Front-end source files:
____________
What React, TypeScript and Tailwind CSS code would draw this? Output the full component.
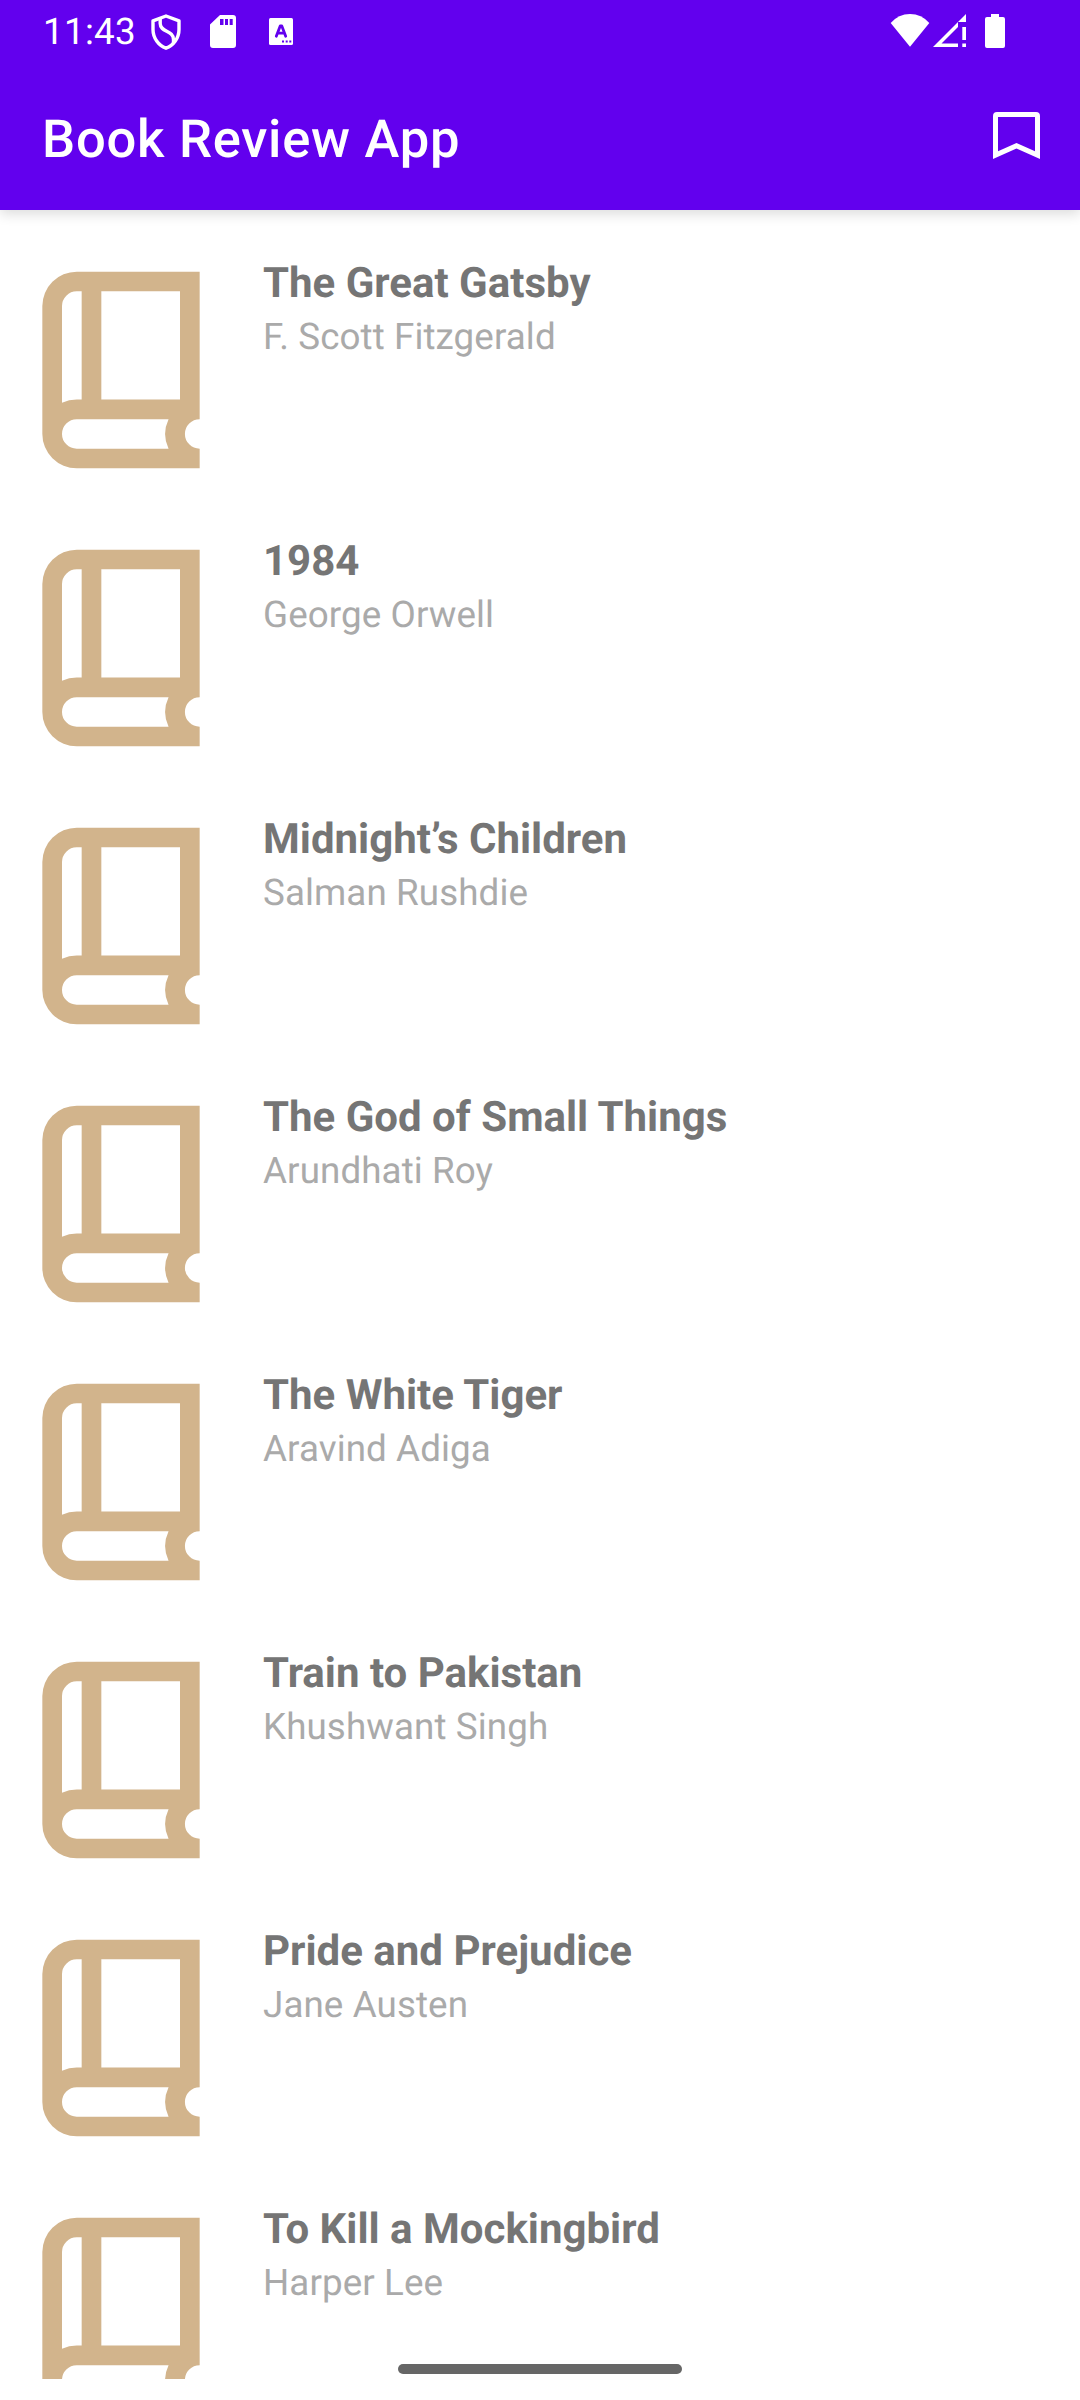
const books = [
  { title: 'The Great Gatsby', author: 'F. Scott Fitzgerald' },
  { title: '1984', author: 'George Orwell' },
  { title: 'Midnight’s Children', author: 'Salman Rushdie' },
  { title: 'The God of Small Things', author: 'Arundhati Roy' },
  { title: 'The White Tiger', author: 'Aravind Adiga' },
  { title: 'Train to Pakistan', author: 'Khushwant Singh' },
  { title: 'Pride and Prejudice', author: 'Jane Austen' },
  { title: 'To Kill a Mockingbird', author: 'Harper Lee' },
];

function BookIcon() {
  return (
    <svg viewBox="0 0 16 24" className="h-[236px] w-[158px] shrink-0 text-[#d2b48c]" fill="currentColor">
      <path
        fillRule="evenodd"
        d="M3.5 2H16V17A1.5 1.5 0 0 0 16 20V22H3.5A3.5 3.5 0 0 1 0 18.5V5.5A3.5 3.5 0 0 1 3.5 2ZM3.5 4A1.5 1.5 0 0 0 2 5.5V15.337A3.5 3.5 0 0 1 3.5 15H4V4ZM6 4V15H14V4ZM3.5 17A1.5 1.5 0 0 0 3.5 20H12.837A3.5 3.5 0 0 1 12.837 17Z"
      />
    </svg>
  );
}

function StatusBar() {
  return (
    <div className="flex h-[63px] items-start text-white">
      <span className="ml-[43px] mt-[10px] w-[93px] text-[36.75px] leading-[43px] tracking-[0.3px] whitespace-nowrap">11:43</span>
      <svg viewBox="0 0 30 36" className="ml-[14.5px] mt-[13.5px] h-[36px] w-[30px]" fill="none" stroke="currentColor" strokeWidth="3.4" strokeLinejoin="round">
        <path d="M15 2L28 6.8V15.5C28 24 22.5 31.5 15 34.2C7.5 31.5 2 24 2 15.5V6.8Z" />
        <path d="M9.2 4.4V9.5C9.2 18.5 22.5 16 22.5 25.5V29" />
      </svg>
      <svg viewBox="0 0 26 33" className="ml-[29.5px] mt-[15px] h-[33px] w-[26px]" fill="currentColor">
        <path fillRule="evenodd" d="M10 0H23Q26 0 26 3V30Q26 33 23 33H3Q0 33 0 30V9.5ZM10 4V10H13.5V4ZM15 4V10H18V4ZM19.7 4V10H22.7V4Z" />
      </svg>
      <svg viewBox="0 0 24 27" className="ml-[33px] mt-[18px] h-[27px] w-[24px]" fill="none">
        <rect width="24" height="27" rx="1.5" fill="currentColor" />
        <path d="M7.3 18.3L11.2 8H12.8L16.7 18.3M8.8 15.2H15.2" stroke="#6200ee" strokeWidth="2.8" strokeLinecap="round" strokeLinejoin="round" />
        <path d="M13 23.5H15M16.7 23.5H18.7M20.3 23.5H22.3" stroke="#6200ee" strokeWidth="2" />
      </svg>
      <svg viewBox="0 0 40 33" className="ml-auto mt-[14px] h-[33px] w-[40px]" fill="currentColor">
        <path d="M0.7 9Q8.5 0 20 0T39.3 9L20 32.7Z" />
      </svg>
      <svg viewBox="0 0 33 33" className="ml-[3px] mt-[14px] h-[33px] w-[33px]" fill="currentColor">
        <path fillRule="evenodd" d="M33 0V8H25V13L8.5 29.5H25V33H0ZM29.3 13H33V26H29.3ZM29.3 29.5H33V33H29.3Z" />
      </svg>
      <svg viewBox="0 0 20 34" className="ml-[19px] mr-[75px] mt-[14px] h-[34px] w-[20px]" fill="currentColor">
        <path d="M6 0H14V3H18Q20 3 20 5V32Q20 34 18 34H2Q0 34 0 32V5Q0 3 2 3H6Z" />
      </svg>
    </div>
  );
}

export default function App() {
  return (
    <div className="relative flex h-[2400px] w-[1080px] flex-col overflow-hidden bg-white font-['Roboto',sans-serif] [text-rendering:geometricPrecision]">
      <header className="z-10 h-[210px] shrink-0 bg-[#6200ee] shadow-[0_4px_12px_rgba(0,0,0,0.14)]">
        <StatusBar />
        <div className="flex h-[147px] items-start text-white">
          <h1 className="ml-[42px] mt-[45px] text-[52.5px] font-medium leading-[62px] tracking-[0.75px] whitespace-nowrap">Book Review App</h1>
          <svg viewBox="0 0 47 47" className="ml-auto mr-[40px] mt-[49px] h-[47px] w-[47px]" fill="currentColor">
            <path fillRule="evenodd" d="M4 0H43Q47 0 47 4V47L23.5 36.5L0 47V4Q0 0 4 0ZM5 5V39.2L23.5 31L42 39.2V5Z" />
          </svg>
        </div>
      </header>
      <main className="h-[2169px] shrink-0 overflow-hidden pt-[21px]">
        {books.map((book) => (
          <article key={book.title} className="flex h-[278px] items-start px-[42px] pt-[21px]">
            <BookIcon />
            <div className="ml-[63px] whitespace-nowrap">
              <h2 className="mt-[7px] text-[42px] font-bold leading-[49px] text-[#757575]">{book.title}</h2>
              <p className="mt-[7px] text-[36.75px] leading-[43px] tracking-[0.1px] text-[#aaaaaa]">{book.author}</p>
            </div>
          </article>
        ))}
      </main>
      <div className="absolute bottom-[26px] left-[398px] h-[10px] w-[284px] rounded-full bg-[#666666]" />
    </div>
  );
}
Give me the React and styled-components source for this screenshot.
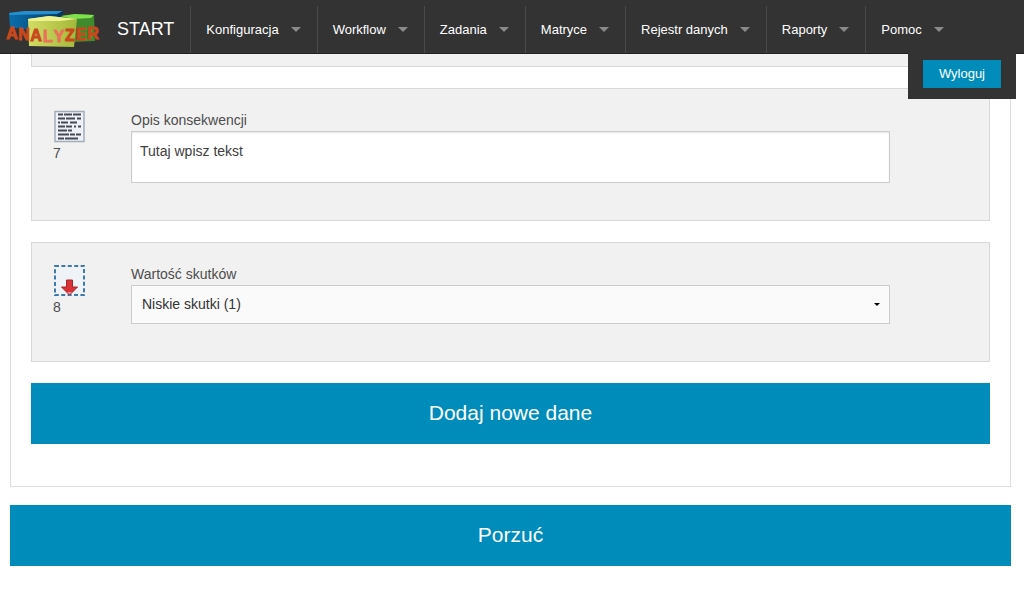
____________
What you should do
Write out all the entries exactly, except for the pictures.

Response
What React, TypeScript and Tailwind CSS code would draw this? Output the full component.
const books = [
  { title: 'The Great Gatsby', author: 'F. Scott Fitzgerald' },
  { title: '1984', author: 'George Orwell' },
  { title: 'Midnight’s Children', author: 'Salman Rushdie' },
  { title: 'The God of Small Things', author: 'Arundhati Roy' },
  { title: 'The White Tiger', author: 'Aravind Adiga' },
  { title: 'Train to Pakistan', author: 'Khushwant Singh' },
  { title: 'Pride and Prejudice', author: 'Jane Austen' },
  { title: 'To Kill a Mockingbird', author: 'Harper Lee' },
];

function BookIcon() {
  return (
    <svg viewBox="0 0 16 24" className="h-[236px] w-[158px] shrink-0 text-[#d2b48c]" fill="currentColor">
      <path
        fillRule="evenodd"
        d="M3.5 2H16V17A1.5 1.5 0 0 0 16 20V22H3.5A3.5 3.5 0 0 1 0 18.5V5.5A3.5 3.5 0 0 1 3.5 2ZM3.5 4A1.5 1.5 0 0 0 2 5.5V15.337A3.5 3.5 0 0 1 3.5 15H4V4ZM6 4V15H14V4ZM3.5 17A1.5 1.5 0 0 0 3.5 20H12.837A3.5 3.5 0 0 1 12.837 17Z"
      />
    </svg>
  );
}

function StatusBar() {
  return (
    <div className="flex h-[63px] items-start text-white">
      <span className="ml-[43px] mt-[10px] w-[93px] text-[36.75px] leading-[43px] tracking-[0.3px] whitespace-nowrap">11:43</span>
      <svg viewBox="0 0 30 36" className="ml-[14.5px] mt-[13.5px] h-[36px] w-[30px]" fill="none" stroke="currentColor" strokeWidth="3.4" strokeLinejoin="round">
        <path d="M15 2L28 6.8V15.5C28 24 22.5 31.5 15 34.2C7.5 31.5 2 24 2 15.5V6.8Z" />
        <path d="M9.2 4.4V9.5C9.2 18.5 22.5 16 22.5 25.5V29" />
      </svg>
      <svg viewBox="0 0 26 33" className="ml-[29.5px] mt-[15px] h-[33px] w-[26px]" fill="currentColor">
        <path fillRule="evenodd" d="M10 0H23Q26 0 26 3V30Q26 33 23 33H3Q0 33 0 30V9.5ZM10 4V10H13.5V4ZM15 4V10H18V4ZM19.7 4V10H22.7V4Z" />
      </svg>
      <svg viewBox="0 0 24 27" className="ml-[33px] mt-[18px] h-[27px] w-[24px]" fill="none">
        <rect width="24" height="27" rx="1.5" fill="currentColor" />
        <path d="M7.3 18.3L11.2 8H12.8L16.7 18.3M8.8 15.2H15.2" stroke="#6200ee" strokeWidth="2.8" strokeLinecap="round" strokeLinejoin="round" />
        <path d="M13 23.5H15M16.7 23.5H18.7M20.3 23.5H22.3" stroke="#6200ee" strokeWidth="2" />
      </svg>
      <svg viewBox="0 0 40 33" className="ml-auto mt-[14px] h-[33px] w-[40px]" fill="currentColor">
        <path d="M0.7 9Q8.5 0 20 0T39.3 9L20 32.7Z" />
      </svg>
      <svg viewBox="0 0 33 33" className="ml-[3px] mt-[14px] h-[33px] w-[33px]" fill="currentColor">
        <path fillRule="evenodd" d="M33 0V8H25V13L8.5 29.5H25V33H0ZM29.3 13H33V26H29.3ZM29.3 29.5H33V33H29.3Z" />
      </svg>
      <svg viewBox="0 0 20 34" className="ml-[19px] mr-[75px] mt-[14px] h-[34px] w-[20px]" fill="currentColor">
        <path d="M6 0H14V3H18Q20 3 20 5V32Q20 34 18 34H2Q0 34 0 32V5Q0 3 2 3H6Z" />
      </svg>
    </div>
  );
}

export default function App() {
  return (
    <div className="relative flex h-[2400px] w-[1080px] flex-col overflow-hidden bg-white font-['Roboto',sans-serif] [text-rendering:geometricPrecision]">
      <header className="z-10 h-[210px] shrink-0 bg-[#6200ee] shadow-[0_4px_12px_rgba(0,0,0,0.14)]">
        <StatusBar />
        <div className="flex h-[147px] items-start text-white">
          <h1 className="ml-[42px] mt-[45px] text-[52.5px] font-medium leading-[62px] tracking-[0.75px] whitespace-nowrap">Book Review App</h1>
          <svg viewBox="0 0 47 47" className="ml-auto mr-[40px] mt-[49px] h-[47px] w-[47px]" fill="currentColor">
            <path fillRule="evenodd" d="M4 0H43Q47 0 47 4V47L23.5 36.5L0 47V4Q0 0 4 0ZM5 5V39.2L23.5 31L42 39.2V5Z" />
          </svg>
        </div>
      </header>
      <main className="h-[2169px] shrink-0 overflow-hidden pt-[21px]">
        {books.map((book) => (
          <article key={book.title} className="flex h-[278px] items-start px-[42px] pt-[21px]">
            <BookIcon />
            <div className="ml-[63px] whitespace-nowrap">
              <h2 className="mt-[7px] text-[42px] font-bold leading-[49px] text-[#757575]">{book.title}</h2>
              <p className="mt-[7px] text-[36.75px] leading-[43px] tracking-[0.1px] text-[#aaaaaa]">{book.author}</p>
            </div>
          </article>
        ))}
      </main>
      <div className="absolute bottom-[26px] left-[398px] h-[10px] w-[284px] rounded-full bg-[#666666]" />
    </div>
  );
}
Give me the React and styled-components source for this screenshot.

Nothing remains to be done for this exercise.